The Canadian city is home to Trent University, whose fields will serve as the host to the world championship. The U19 championship will feature 22 nations and conclude on Aug. 10.

Puerto Rico’s players already have a group chat with each other, and Jimenez is stoked to get together in person with her teammates up in Canada.

“They are already bonding,” Anthony Jimenez said. 

“I feel close to them because you share that bond of being the first team,” Talysa Jimenez explained.

Talysa Jimenez was born and raised in the United States, but she was able to try out for the Puerto Rican national team, an unincorporated U.S. territory, because her mother and maternal grandparents are Puerto Rican.

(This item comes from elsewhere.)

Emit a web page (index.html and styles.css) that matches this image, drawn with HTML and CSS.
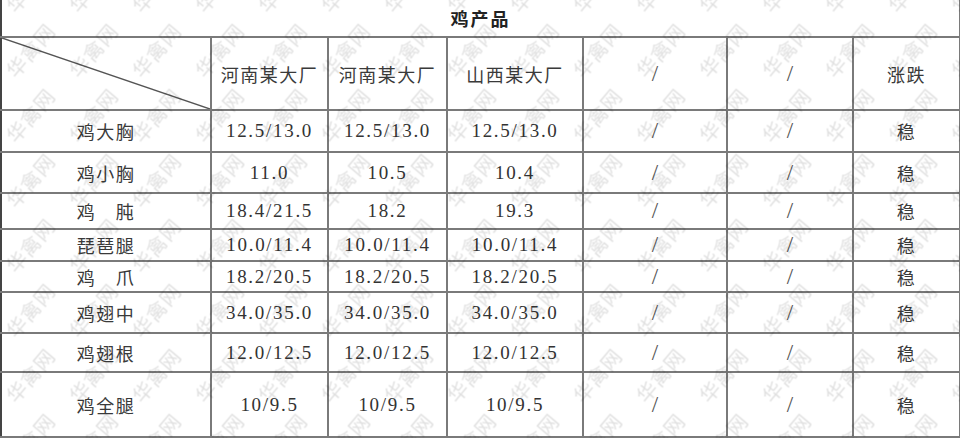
FILE: index.html
```html
<!DOCTYPE html>
<html lang="zh-CN">
<head>
<meta charset="utf-8">
<title>鸡产品</title>
<link rel="stylesheet" href="styles.css">
</head>
<body>
<div class="page">
  <table class="price">
    <colgroup>
      <col class="c1"><col class="c2"><col class="c3"><col class="c4"><col class="c5"><col class="c6"><col class="c7">
    </colgroup>
    <tr class="r-title"><td colspan="7" class="title">鸡产品</td></tr>
    <tr class="r-head">
      <td class="corner"><svg class="diag" viewBox="0 0 100 100" preserveAspectRatio="none"><line x1="0" y1="0" x2="100" y2="100" vector-effect="non-scaling-stroke"/></svg></td>
      <td class="zh">河南某大厂</td>
      <td class="zh">河南某大厂</td>
      <td class="zh">山西某大厂</td>
      <td class="num slash">/</td>
      <td class="num slash">/</td>
      <td class="zh">涨跌</td>
    </tr>
    <tr class="r1">
      <td class="zh">鸡大胸</td><td class="num">12.5/13.0</td><td class="num">12.5/13.0</td><td class="num">12.5/13.0</td><td class="num slash">/</td><td class="num slash">/</td><td class="zh">稳</td>
    </tr>
    <tr class="r2">
      <td class="zh">鸡小胸</td><td class="num">11.0</td><td class="num">10.5</td><td class="num">10.4</td><td class="num slash">/</td><td class="num slash">/</td><td class="zh">稳</td>
    </tr>
    <tr class="r3">
      <td class="zh">鸡　肫</td><td class="num">18.4/21.5</td><td class="num">18.2</td><td class="num">19.3</td><td class="num slash">/</td><td class="num slash">/</td><td class="zh">稳</td>
    </tr>
    <tr class="r4">
      <td class="zh">琵琶腿</td><td class="num">10.0/11.4</td><td class="num">10.0/11.4</td><td class="num">10.0/11.4</td><td class="num slash">/</td><td class="num slash">/</td><td class="zh">稳</td>
    </tr>
    <tr class="r5">
      <td class="zh">鸡　爪</td><td class="num">18.2/20.5</td><td class="num">18.2/20.5</td><td class="num">18.2/20.5</td><td class="num slash">/</td><td class="num slash">/</td><td class="zh">稳</td>
    </tr>
    <tr class="r6">
      <td class="zh">鸡翅中</td><td class="num">34.0/35.0</td><td class="num">34.0/35.0</td><td class="num">34.0/35.0</td><td class="num slash">/</td><td class="num slash">/</td><td class="zh">稳</td>
    </tr>
    <tr class="r7">
      <td class="zh">鸡翅根</td><td class="num">12.0/12.5</td><td class="num">12.0/12.5</td><td class="num">12.0/12.5</td><td class="num slash">/</td><td class="num slash">/</td><td class="zh">稳</td>
    </tr>
    <tr class="r8">
      <td class="zh">鸡全腿</td><td class="num">10/9.5</td><td class="num">10/9.5</td><td class="num">10/9.5</td><td class="num slash">/</td><td class="num slash">/</td><td class="zh">稳</td>
    </tr>
  </table>
  <svg class="watermark" width="960" height="438" aria-hidden="true">
    <defs>
      <pattern id="wm" patternUnits="userSpaceOnUse" x="-1.5" y="17.5" width="63" height="65">
        <text x="31.5" y="32.5" text-anchor="middle" dominant-baseline="central" transform="rotate(-50 31.5 32.5)">华禽网</text>
      </pattern>
    </defs>
    <rect x="0" y="0" width="960" height="438" fill="url(#wm)"/>
  </svg>
</div>
</body>
</html>
```
FILE: styles.css
```css
html, body {
  margin: 0;
  padding: 0;
  background: #ffffff;
}
.page {
  position: relative;
  width: 960px;
  height: 438px;
  overflow: hidden;
}
.price {
  width: 959px;
  border-collapse: collapse;
  table-layout: fixed;
  color: #3a3a3a;
}
.c1 { width: 210px; }
.c2 { width: 117px; }
.c3 { width: 119px; }
.c4 { width: 136px; }
.c5 { width: 144px; }
.c6 { width: 126px; }
.c7 { width: 107px; }

.price td {
  border: 2px solid #7a7a7a;
  padding: 0;
  text-align: center;
  vertical-align: middle;
}
.price tr > td:first-child {
  border-left-color: #444444;
}
.r-title td {
  border-top: none;
}
.r-title { height: 37px; }
.r-head { height: 73px; }
.r1 { height: 42px; }
.r2 { height: 41px; }
.r3 { height: 36px; }
.r4 { height: 32px; }
.r5 { height: 31px; }
.r6 { height: 41px; }
.r7 { height: 39px; }
.r8 { height: 65px; }

.title {
  font-family: "Noto Sans CJK SC", sans-serif;
  font-weight: 700;
  font-size: 18px;
  letter-spacing: 2px;
  color: #222222;
  padding-top: 3px;
}
.zh {
  font-family: "Noto Sans CJK SC", sans-serif;
  font-size: 18px;
  letter-spacing: 1.5px;
}
.num {
  font-family: "Liberation Serif", serif;
  font-size: 19px;
  letter-spacing: 1.7px;
  color: #333333;
}
.slash {
  font-size: 23px;
  letter-spacing: 0;
  color: #555555;
  font-weight: 300;
}
.corner {
  position: relative;
}
.diag {
  position: absolute;
  left: 0;
  top: 0;
  width: 100%;
  height: 100%;
  display: block;
}
.diag line {
  stroke: #555555;
  stroke-width: 1.4;
}
.watermark {
  position: absolute;
  left: 0;
  top: 0;
  pointer-events: none;
}
.watermark text {
  font-family: "Noto Sans CJK SC", sans-serif;
  font-size: 20px;
  font-weight: 400;
  letter-spacing: 1px;
  fill: #000000;
  fill-opacity: 0.12;
}
```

On July 24, Brenda Ramos-Jimenez was in the car with her daughter as she discussed her accomplishment.

The girls’ lacrosse standout said a tear was streaking down her mother’s face as she listened to her daughter talk.

“It’s indescribable. Unbelievable,” Brenda Ramos-Jimenez said.

“I can’t believe she’s my daughter,” the mother said, laughing. “She’s so far and beyond what we expected. She’s so good at everything she puts her hand on.”

Brenda Ramos-Jimenez is a mother, so she couldn’t stop telling friends and family members about her daughter’s accomplishment.

“Then I realized I have to be humble and not boastful,” Ramos-Jimenez said. “I’m just so proud of her.”

After playing for her mother island in early August, Talysa Jimenez will return to New Jersey for her first collegiate year.

But that doesn’t mean she will be done with the Puerto Rican national program. Talysa Jimenez may try out for the senior team after she turns 20. She is hoping that girls’ lacrosse becomes an Olympic sport by the 2028 summer games in Los Angeles.

On Nov. 30, 2018, the International Olympic Committee granted provisional recognition to the Federation of International Lacrosse, a key step toward making lacrosse an Olympic sport.

“I also have college so that may hinder my ability to do the national team,” Talysa Jimenez said. “But it would be awesome to stay with it as long as I could.”

“It would be amazing to qualify for the Olympics,” she added.